Here we see the disruption of our social norms and expectations and the means by which they are weaponized toward a normalization of social structure. That is to say, they read the family of Jesus as determining his fittedness for the ministry he is pursuing. This is backwards; Jesus is the determinative factor for our fittedness and the legitimacy of our familial structures. Life with and in the Son of God is the only means by which our social structures (like family, marriage, church, etc.) are legitimate in this fledgling New Creation.

In a lecture at Duke Divinity School regarding the structure of the family, Dr. Willie James Jennings refers back to the Holy Family as the paradigm for family relationships reordered around God’s desire. He said, 

“Mary and Joseph must allow the holy icon to stand between them. Together they must share this shame with only a dream and a vision to defend their decision. All everyone else sees is an unfaithfulness at the very beginning covered up by an outrageous claim. This is the first disruption of human community trapped in distorted desire. They claim that this child is the desire of God and not first their own desire. Jesus will carry this shame and proclaim divine desire.”

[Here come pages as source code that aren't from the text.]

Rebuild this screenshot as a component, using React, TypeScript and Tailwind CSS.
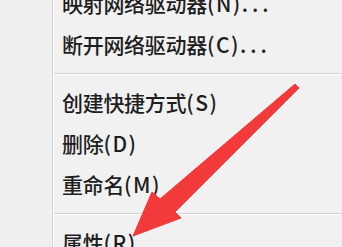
type Item = { cjk: string; key: string; dots?: boolean } | null;

const items: Item[] = [
  { cjk: "映射网络驱动器", key: "(N)", dots: true },
  { cjk: "断开网络驱动器", key: "(C)", dots: true },
  null,
  { cjk: "创建快捷方式", key: "(S)" },
  { cjk: "删除", key: "(D)" },
  { cjk: "重命名", key: "(M)" },
  null,
  { cjk: "属性", key: "(R)" },
];

function Arrow() {
  return (
    <svg className="pointer-events-none absolute left-0 top-0" width="342" height="247" viewBox="0 0 342 247">
      <polygon
        points="295,84 299,88 175,212 181,218 133,236 152,192 160,199"
        fill="#f23a3a"
        stroke="#f23a3a"
        strokeWidth="1"
        strokeLinejoin="round"
      />
    </svg>
  );
}

export default function App() {
  return (
    <div className="relative h-[247px] w-[342px] overflow-hidden bg-[#f1f1f1] font-['Noto_Sans_CJK_SC','Noto_Sans',sans-serif] text-[#1e1e1e]">
      <div className="flex h-full">
        {/* icon gutter */}
        <div className="w-[52px] shrink-0 bg-[#efefef]" />
        <div className="w-px shrink-0 bg-[#d6d6d6]" />
        <div className="w-px shrink-0 bg-white" />
        <div className="-mt-[17px] flex flex-1 flex-col">
          {items.map((item, i) =>
            item === null ? (
              <div key={i} className="flex h-[17px] shrink-0 flex-col justify-center">
                <div className="h-px bg-[#d2d2d2]" />
                <div className="h-px bg-white" />
              </div>
            ) : (
              <div key={i} className="flex h-[41px] shrink-0 items-center pl-[8px] text-[21px] font-medium leading-none whitespace-nowrap">
                <span className="tracking-[-0.3px]">{item.cjk}</span>
                <span className="tracking-[1.5px]">{item.key}</span>
                {item.dots && <span className="tracking-[4px]">...</span>}
              </div>
            )
          )}
        </div>
      </div>
      <Arrow />
    </div>
  );
}
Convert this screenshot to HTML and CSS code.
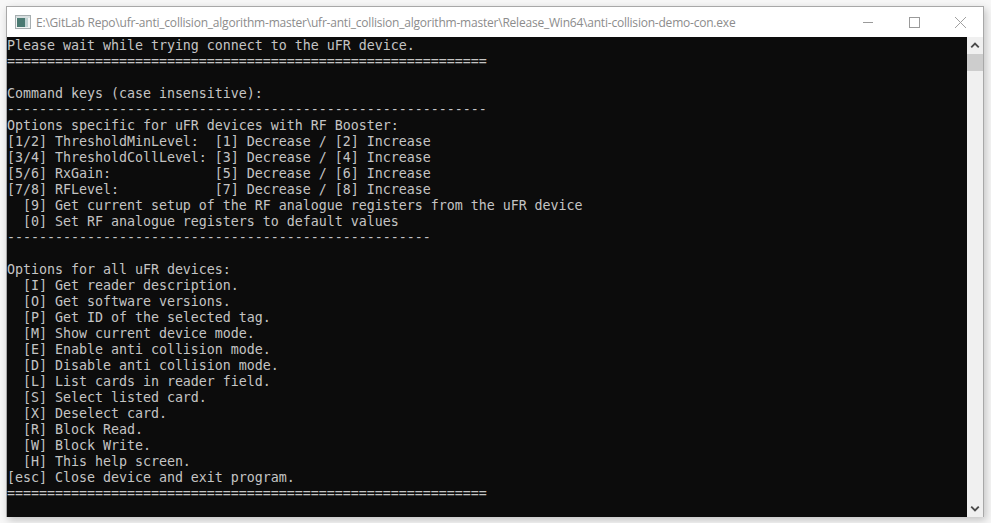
FILE: index.html
```html
<!DOCTYPE html>
<html lang="en">
<head>
<meta charset="utf-8">
<title>anti-collision-demo-con</title>
<link rel="stylesheet" href="styles.css">
</head>
<body>
<div class="window">
  <header class="titlebar">
    <svg class="app-icon" width="16" height="16" viewBox="0 0 16 16">
      <rect x="0.5" y="1.5" width="15" height="13" fill="#f2f4f3" stroke="#a6aeb0"/>
      <rect x="1" y="2" width="14" height="2" fill="#d8dfe0"/>
      <rect x="2" y="4" width="8" height="9" fill="#4a7a72"/>
      <rect x="10" y="4" width="3" height="9" fill="#c0d2d2"/>
    </svg>
    <span class="title">E:\GitLab Repo\ufr-anti_collision_algorithm-master\ufr-anti_collision_algorithm-master\Release_Win64\anti-collision-demo-con.exe</span>
    <div class="controls">
      <svg class="control" width="46" height="30" viewBox="0 0 46 30"><path d="M18 15.5h10" stroke="#9a9a9a" fill="none"/></svg>
      <svg class="control" width="46" height="30" viewBox="0 0 46 30"><rect x="18.5" y="10.5" width="10" height="10" stroke="#9a9a9a" fill="none"/></svg>
      <svg class="control" width="46" height="30" viewBox="0 0 46 30"><path d="M18 10l11 11M29 10l-11 11" stroke="#a0a0a0" fill="none"/></svg>
    </div>
  </header>
  <main class="body">
    <pre class="console">Please wait while trying connect to the uFR device.
============================================================

Command keys (case insensitive):
------------------------------------------------------------
Options specific for uFR devices with RF Booster:
[1/2] ThresholdMinLevel:  [1] Decrease / [2] Increase
[3/4] ThresholdCollLevel: [3] Decrease / [4] Increase
[5/6] RxGain:             [5] Decrease / [6] Increase
[7/8] RFLevel:            [7] Decrease / [8] Increase
  [9] Get current setup of the RF analogue registers from the uFR device
  [0] Set RF analogue registers to default values
-----------------------------------------------------

Options for all uFR devices:
  [I] Get reader description.
  [O] Get software versions.
  [P] Get ID of the selected tag.
  [M] Show current device mode.
  [E] Enable anti collision mode.
  [D] Disable anti collision mode.
  [L] List cards in reader field.
  [S] Select listed card.
  [X] Deselect card.
  [R] Block Read.
  [W] Block Write.
  [H] This help screen.
[esc] Close device and exit program.
============================================================</pre>
    <div class="scrollbar">
      <svg class="arrow" width="17" height="17" viewBox="0 0 17 17"><path d="M4.5 10.5l4-4 4 4" stroke="#4a4a4a" stroke-width="2" fill="none"/></svg>
      <div class="thumb"></div>
      <div class="track"></div>
      <svg class="arrow" width="17" height="17" viewBox="0 0 17 17"><path d="M4.5 6.5l4 4 4-4" stroke="#4a4a4a" stroke-width="2" fill="none"/></svg>
    </div>
  </main>
</div>
</body>
</html>
```
FILE: styles.css
```css
html, body {
  margin: 0;
  height: 100%;
  overflow: hidden;
  background: #f7f7f7;
}
.window {
  box-sizing: border-box;
  width: 978px;
  height: 511px;
  margin: 6px 0 0 6px;
  border: 1px solid #a8a8a8;
  border-bottom: 0;
  background: #fff;
  box-shadow: 2px 3px 8px rgba(0, 0, 0, 0.22);
  display: flex;
  flex-direction: column;
}
.titlebar {
  height: 30px;
  flex: none;
  display: flex;
  align-items: center;
  padding-left: 8px;
  background: #fff;
}
.app-icon { flex: none; margin-right: 5px; }
.title {
  font: 12px "Open Sans", "Noto Sans", sans-serif;
  color: #8c8c8c;
  white-space: nowrap;
  letter-spacing: -0.215px;
}
.controls { margin-left: auto; display: flex; flex: none; }
.control { display: block; }
.body {
  flex: 1;
  min-height: 0;
  display: flex;
}
.console {
  flex: 1;
  margin: 0;
  padding-top: 1px;
  background: #0c0c0c;
  color: #c4c4c4;
  font: 13.33px/16px "DejaVu Sans Mono", "Liberation Mono", monospace;
  letter-spacing: -0.03px;
  white-space: pre;
  overflow: hidden;
}
.scrollbar {
  width: 16px;
  flex: none;
  background: #f0f0f0;
  display: flex;
  flex-direction: column;
}
.arrow { flex: none; width: 16px; height: 17px; display: block; }
.thumb { height: 17px; flex: none; background: #cdcdcd; }
.track { flex: 1; }
```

The Holy Family is a disruption of social expectation for marriage and family, and it is a cause for shame. The disruption Jennings mentions is the very thing the crowd in Nazareth feels as he brings his ministry home. They do not look the way family ought to look, and therefore there is no reason this son of Mary ought to be able to wield such authority. Their obsession with right order and social norm ultimately captivates their desire and guides their assumptions about Jesus, the one who ought to be captivating their desire and reordering their assumptions. 

We might see how such a vision of family and marriage - or relationships more generally - can be weaponized to guide and distort our desires. As I have said many times from the pulpit, the usefulness of our relationships is evidenced by the incredible number of advertisements that pull on our informed desire for a particular kind of family life to sell a product that claims to offer such a life. How many diamonds have been sold by advertisements suggesting that an improved romantic relationship comes from a shiny rock? How many terrible cups of coffee have been poured because certain brands offer an image of a happy family at breakfast, with an affectionate spouse pouring said terrible coffee into a steaming mug? 

The family is no basis for determining who is and is not capable of effective ministry. It is faithfulness to the God revealed in Jesus Christ that ultimately determines one’s fittedness for ministry and for drawing social structures toward their good end. A marriage bearing fruit and multiplying is only inherently good insofar as it bears the fruit of peace, kindness, gentleness, long-suffering, faithfulness, joy, love, and self-control. Family is good only insofar as its relationships are determined by the lordship of Christ, not the other way around. 

The failure in Nazareth is their capacity to subjugate the Son of God to the social norms and structures they have come to idolize. We cannot miss the underlying reminder that this proves true also for the church as an institution and social structure. The church as a network of relationships and shared practices is only good insofar as it is determined by the life and lordship of Christ. This means that we ought to hold our structures lightly, as the Spirit may will to blow some of them out of our hands. If we hold on too tightly to what is, then what is possible becomes harder to receive. As the Spirit of Christ continues to guide the church into all Truth, we must not allow our commitment to forms of gathering and practice to determine the ways in which God is calling the Body of Christ into death and resurrection.